The stock of AirAsia fell 2.5 cent, or 4.03%, to 59.5 cent at 10:30 am, with 35.54 million shares traded.
Tan Sri Tony Fernandes, the chief executive officer of AirAsia, recently stated that the company was in the process of drafting a strategy to normalize its financial position in order to resolve its PN17 status, and that relevant statements will be made in due time.
AirAsia was intended to have been categorized as a PN17 issuer 18 months ago, when its auditors noted major doubts in its 2020 audit report, raising concerns about the group’s capacity to continue as a going concern. However, the group’s auditors decided not to do so.
Bursa Malaysia granted AirAsia a general waiver until January 7, 2022 as one of its COVID-19 relief measures, however the bourse rejected to prolong the waiver amid an appeal from the group. The group’s listing status was not affected as a result of this decision.
CGS-CIMB calculated that AirAsia would need an RM7.39 billion increase in shareholders’ funds (on a pro forma basis) as of September 31, 2021 in order to be removed from the PN17 classification, which the brokerage believes would be exceedingly difficult to accomplish.
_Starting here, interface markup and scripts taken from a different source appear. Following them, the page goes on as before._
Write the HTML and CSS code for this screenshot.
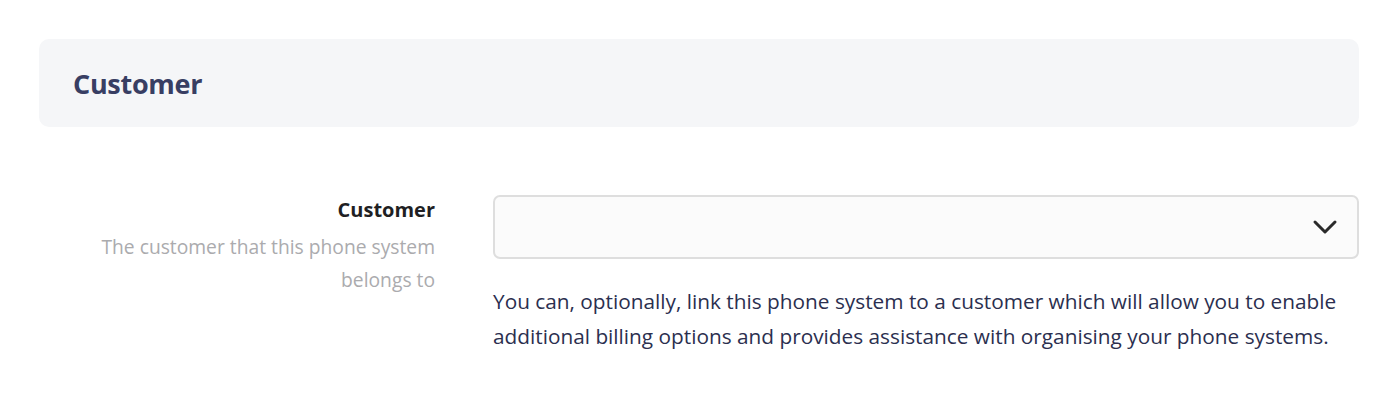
FILE: index.html
```html
<!DOCTYPE html>
<html lang="en">
<head>
  <meta charset="UTF-8" />
  <meta name="viewport" content="width=device-width, initial-scale=1.0" />
  <title>Customer</title>
  <link rel="stylesheet" href="styles.css">
</head>
<body>
  <div class="page">
    <div class="section-header">
      <h2>Customer</h2>
    </div>

    <div class="field-row">
      <div class="field-label">
        <label for="customer">Customer</label>
        <p class="field-desc">The customer that this phone system belongs to</p>
      </div>
      <div class="field-input">
        <div class="select">
          <select id="customer">
            <option value=""></option>
          </select>
          <svg class="chevron" width="26" height="16" viewBox="0 0 26 16">
            <path d="M3 3 L13 13 L23 3" fill="none" stroke="#2a2a2a" stroke-width="3" stroke-linecap="round" stroke-linejoin="round"/>
          </svg>
        </div>
        <p class="field-help">You can, optionally, link this phone system to a customer which will allow you to enable additional billing options and provides assistance with organising your phone systems.</p>
      </div>
    </div>
  </div>
</body>
</html>
```

FILE: styles.css
```css
* { box-sizing: border-box; }
html, body {
  margin: 0;
  padding: 0;
  background: #fff;
  font-family: "Open Sans", "Noto Sans", sans-serif;
}
.page {
  padding: 39px 41px 0 39px;
}
.section-header {
  background: #f5f6f8;
  border-radius: 10px;
  height: 88px;
  display: flex;
  align-items: center;
  padding: 0 34px;
}
.section-header h2 {
  margin: 0;
  font-size: 27px;
  font-weight: 700;
  color: #383e63;
  letter-spacing: -0.3px;
}
.field-row {
  display: flex;
  gap: 58px;
  margin-top: 68px;
}
.field-label {
  width: 396px;
  text-align: right;
  padding-top: 2px;
}
.field-label label {
  display: block;
  font-size: 20px;
  font-weight: 700;
  color: #1f1f23;
  line-height: 26px;
}
.field-desc {
  margin: 7px 0 0 0;
  font-size: 19.25px;
  line-height: 33px;
  color: #ababae;
  padding-left: 40px;
}
.field-input {
  flex: 1;
}
.select {
  position: relative;
}
.select select {
  appearance: none;
  -webkit-appearance: none;
  width: 100%;
  height: 64px;
  border: 2px solid #dedede;
  border-radius: 7px;
  background: #fbfbfb;
  font: inherit;
  font-size: 19px;
  padding: 0 60px 0 16px;
}
.chevron {
  position: absolute;
  right: 21px;
  top: 24px;
  pointer-events: none;
}
.field-help {
  margin: 25px 0 0 0;
  font-size: 20.8px;
  line-height: 35px;
  color: #2b2f4f;
}
```
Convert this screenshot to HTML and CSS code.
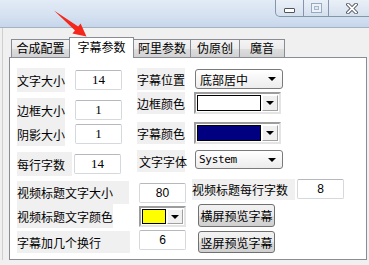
FILE: index.html
```html
<!DOCTYPE html>
<html lang="zh-CN">
<head>
    <meta charset="UTF-8">
    <title>字幕参数</title>
    <link rel="stylesheet" href="styles.css">
</head>
<body>
    <div class="titlebar">
        <div class="caption">
            <span class="cap cap-min"><i></i></span>
            <span class="cap cap-max"><i></i></span>
            <span class="cap cap-close">
                <svg width="12" height="11" viewBox="0 0 12 11">
                    <path d="M2 1.5 L10 9.5 M10 1.5 L2 9.5" stroke="#4a4f57" stroke-width="3.6" stroke-linecap="square"/>
                    <path d="M2 1.5 L10 9.5 M10 1.5 L2 9.5" stroke="#ffffff" stroke-width="1.8" stroke-linecap="square"/>
                </svg>
            </span>
        </div>
    </div>

    <div class="client">
        <div class="tabs">
            <div class="tab t1">合成配置</div>
            <div class="tab t2 active">字幕参数</div>
            <div class="tab t3">阿里参数</div>
            <div class="tab t4">伪原创</div>
            <div class="tab t5">魔音</div>
        </div>

        <div class="panel">
            <div class="top">
                <div class="col-left">
                    <div class="row">
                        <span class="lbl w48">文字大小</span>
                        <input class="num serif" value="14">
                    </div>
                    <div class="row gap6">
                        <span class="lbl w48">边框大小</span>
                        <input class="num serif" value="1">
                    </div>
                    <div class="row">
                        <span class="lbl w48">阴影大小</span>
                        <input class="num serif" value="1">
                    </div>
                    <div class="row gap6">
                        <span class="lbl w55">每行字数</span>
                        <input class="num serif tight" value="14">
                    </div>
                </div>

                <div class="col-right">
                    <div class="row r22">
                        <span class="lbl w48">字幕位置</span>
                        <div class="combo">
                            <span>底部居中</span>
                            <b class="arrow"></b>
                        </div>
                    </div>
                    <div class="row r22 gap2">
                        <span class="lbl w48">边框颜色</span>
                        <div class="color wide">
                            <span class="swatch white"></span>
                            <span class="drop"><b class="arrow"></b></span>
                        </div>
                    </div>
                    <div class="row r22 gap8">
                        <span class="lbl w48">字幕颜色</span>
                        <div class="color wide">
                            <span class="swatch navy"></span>
                            <span class="drop"><b class="arrow"></b></span>
                        </div>
                    </div>
                    <div class="row r22 gap6">
                        <span class="lbl w48 pad2">文字字体</span>
                        <div class="combo font">
                            <span class="sys">System</span>
                            <b class="arrow"></b>
                        </div>
                    </div>
                </div>
            </div>

            <div class="bottom">
                <span class="lbl b1">视频标题文字大小</span>
                <input class="num sans b-in" value="80">
                <div class="pair">
                    <span class="lbl b2">视频标题每行字数</span>
                    <input class="num sans" value="8">
                </div>

                <span class="lbl b3">视频标题文字颜色</span>
                <div class="color small">
                    <span class="swatch yellow"></span>
                    <span class="drop"><b class="arrow"></b></span>
                </div>
                <button class="btn">横屏预览字幕</button>

                <span class="lbl b4">字幕加几个换行</span>
                <input class="num sans" value="6">
                <button class="btn">竖屏预览字幕</button>
            </div>
        </div>
    </div>

    <svg class="pointer" width="100" height="45" viewBox="0 0 100 45">
        <polygon points="54,10.5 78.2,26.4 80.6,23.4 86.5,36.5 72.4,33.4 75,30.4" fill="#f5261a"/>
    </svg>
</body>
</html>
```

FILE: styles.css
```css
/* Page */
body {
    margin: 0;
    width: 369px;
    height: 265px;
    overflow: hidden;
    position: relative;
    background: #f0f0f0;
    font-family: "Noto Sans CJK SC", "Liberation Sans", sans-serif;
    font-size: 12px;
    color: #000;
}

/* Title bar */
.titlebar {
    height: 27px;
    border-bottom: 1px solid #a7b1bf;
    background: linear-gradient(to bottom, #e2ebf6 0%, #d6e2f1 55%, #c6d6eb 100%);
    display: flex;
    justify-content: flex-end;
    overflow: hidden;
}

.caption {
    display: flex;
    height: 17px;
    margin-right: -2px;
}

.cap {
    box-sizing: border-box;
    height: 17px;
    border: 1px solid #8595ab;
    border-top: none;
    margin-left: -1px;
    background: linear-gradient(to bottom, #eaf0f7, #d5e0ee);
    display: flex;
    justify-content: center;
    align-items: center;
}

.cap-min {
    width: 29px;
    border-bottom-left-radius: 5px;
    align-items: flex-end;
    padding-bottom: 3px;
}

.cap-min i {
    display: block;
    width: 9px;
    height: 3px;
    background: #fff;
    border: 1px solid #50555d;
    border-radius: 1px;
}

.cap-max {
    width: 26px;
}

.cap-max i {
    display: block;
    box-sizing: border-box;
    width: 11px;
    height: 10px;
    border: 1px solid #98aac1;
    background: #dfe7f1;
    box-shadow: inset 0 0 0 2px #edf2f8, inset 0 0 0 3px #a6b6cb;
}

.cap-close {
    width: 43px;
    padding-left: 4px;
}

/* Client area */
.client {
    padding: 0 2px 0 9px;
    background: linear-gradient(#cfcfcf, #cfcfcf) 2px 0 / 1px 100% no-repeat, #f0f0f0;
}

/* Tabs */
.tabs {
    display: flex;
    align-items: flex-end;
    height: 20px;
    padding-top: 9px;
    padding-left: 2px;
}

.tab {
    box-sizing: border-box;
    height: 18px;
    margin-left: -1px;
    border: 1px solid #898c95;
    border-bottom: none;
    background: linear-gradient(to bottom, #f4f4f4 0%, #ececec 50%, #dedede 51%, #d2d2d2 100%);
    text-align: center;
    line-height: 16px;
}

.tab.t1 { width: 59px; margin-left: 0; }
.tab.t2 { width: 65px; }
.tab.t3 { width: 58px; }
.tab.t4 { width: 50px; }
.tab.t5 { width: 46px; }

.tab.active {
    height: 21px;
    margin-bottom: -1px;
    background: #fff;
    position: relative;
    z-index: 1;
    line-height: 18px;
}

/* Panel */
.panel {
    box-sizing: border-box;
    height: 203px;
    border: 1px solid #898c95;
    background: #fff;
}

.top {
    display: flex;
}

.col-left {
    width: 120px;
    padding: 10px 0 0 7px;
}

.col-right {
    padding-top: 10px;
}

.row {
    display: flex;
    align-items: center;
    height: 24px;
}

.row.r22 { height: 22px; }
.row.gap2 { margin-top: 2px; }
.row.gap6 { margin-top: 6px; }
.row.gap8 { margin-top: 8px; }

/* Labels */
.lbl {
    display: flex;
    align-items: center;
    box-sizing: border-box;
    height: 100%;
    background: #f0f0f0;
    white-space: nowrap;
}

.lbl.w48 { width: 48px; }
.lbl.w55 { width: 55px; }
.lbl.pad2 { padding-left: 2px; }

/* Text boxes */
.num {
    box-sizing: border-box;
    width: 47px;
    height: 20px;
    margin: 0 0 0 10px;
    padding: 0;
    border: 1px solid #d5d8dd;
    border-top-color: #b5b8be;
    border-radius: 2px;
    background: #fff;
    text-align: center;
    color: #000;
    outline: none;
}

.num.tight { margin-left: 2px; }

.serif {
    font-family: "Liberation Serif", serif;
    font-size: 13px;
}

.sans {
    font-family: "Liberation Sans", sans-serif;
    font-size: 12px;
}

/* Drop-down lists */
.arrow {
    display: block;
    width: 0;
    height: 0;
    border-left: 4px solid transparent;
    border-right: 4px solid transparent;
    border-top: 4px solid #000;
}

.combo {
    box-sizing: border-box;
    width: 88px;
    height: 20px;
    margin-left: 10px;
    padding: 0 6px 0 4px;
    border: 1px solid #7a7a7a;
    border-radius: 3px;
    background: linear-gradient(to bottom, #ffffff, #ececec);
    display: flex;
    align-items: center;
    justify-content: space-between;
}

.combo.font {
    height: 19px;
    margin-top: -3px;
    padding-left: 3px;
}

.sys {
    font-family: "DejaVu Sans Mono", monospace;
    font-size: 11px;
    letter-spacing: -0.3px;
}

/* Colour pickers */
.color {
    box-sizing: border-box;
    height: 22px;
    margin-left: 9px;
    padding: 1px;
    border: 2px solid;
    border-color: #9d9d9d #e4e4e4 #e4e4e4 #9d9d9d;
    background: #fff;
    display: flex;
    gap: 1px;
}

.color.wide { width: 87px; }

.color.small {
    width: 47px;
    height: 21px;
    margin: 2px 0 0;
}

.swatch {
    flex: 1;
    border: 1px solid #000;
}

.swatch.white { background: #fff; }
.swatch.navy { background: #000080; }
.swatch.yellow { background: #ffff00; }

.drop {
    width: 16px;
    background: #f0f0f0;
    border: 1px solid;
    border-color: #fff #a0a0a0 #a0a0a0 #fff;
    display: flex;
    align-items: center;
    justify-content: center;
    box-sizing: border-box;
}

/* Bottom block */
.bottom {
    display: grid;
    grid-template-columns: 122px 53px auto;
    grid-template-rows: 24px 24px 23px;
    margin: 4px 0 0 7px;
}

.bottom > .num { margin-left: 0; align-self: center; }
.bottom .b-in { margin-top: 1px; }
.bottom > .lbl { height: auto; }

.lbl.b1 { width: 112px; margin-top: 1px; }
.lbl.b3 { width: 96px; }
.lbl.b4 { width: 113px; margin: 3px 0 0; height: 22px; align-self: start; }

.pair {
    display: flex;
    align-items: flex-start;
    margin-top: -1px;
}

.lbl.b2 {
    width: 103px;
    height: 21px;
}

.pair .num {
    margin-left: 2px;
}

.btn {
    box-sizing: border-box;
    width: 77px;
    height: 23px;
    margin-left: 6px;
    padding: 0;
    border: 1px solid #707070;
    border-radius: 3px;
    background: linear-gradient(to bottom, #f2f2f2 0%, #ebebeb 50%, #dddddd 51%, #cfcfcf 100%);
    font-family: "Noto Sans CJK SC", sans-serif;
    font-size: 12px;
    color: #000;
    align-self: start;
}

.bottom .btn:last-child {
    height: 22px;
    margin-top: 3px;
}

/* Red pointer drawn over the window */
.pointer {
    position: absolute;
    left: 0;
    top: 0;
    z-index: 5;
    pointer-events: none;
}
```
“Only RM193 million or 20 per cent of the RM974.5 million redeemable convertible unsecured Islamic debt securities (RCUIDS) has been converted into shares so far, and further conversion will not be imminent, as AirAsia’s share price is now just 62 cent, below the RCUIDS conversion price of 75 cent,” the statement continued.
According to the brokerage, it is also unlikely that the RM650 million worth of warrants would be converted since the exercise price is RM1.
“In our view, AirAsia may explore the deconsolidation of Indonesia AirAsia and Philippines AirAsia, which may improve its shareholders’ funds position by RM2.250 billion on accounting grounds. Alternatively, AirAsia may consider selling down stakes in its various digital businesses to below 50 per cent, to benefit from fair value accounting revaluation gains,” CGS-CIMB stated.
As for AirAsia’s share price, the brokerage stated that it expects most institutional investors will refuse to invest in the stock while retail investors could panic and sell off their shares.
“De-rating catalysts include credible information that a new ultra-low-cost carrier airline is currently in the process of seeking regulatory approval to set up in Malaysia, having signed deals to lease two A320s at cheap leasing rates,” the report said.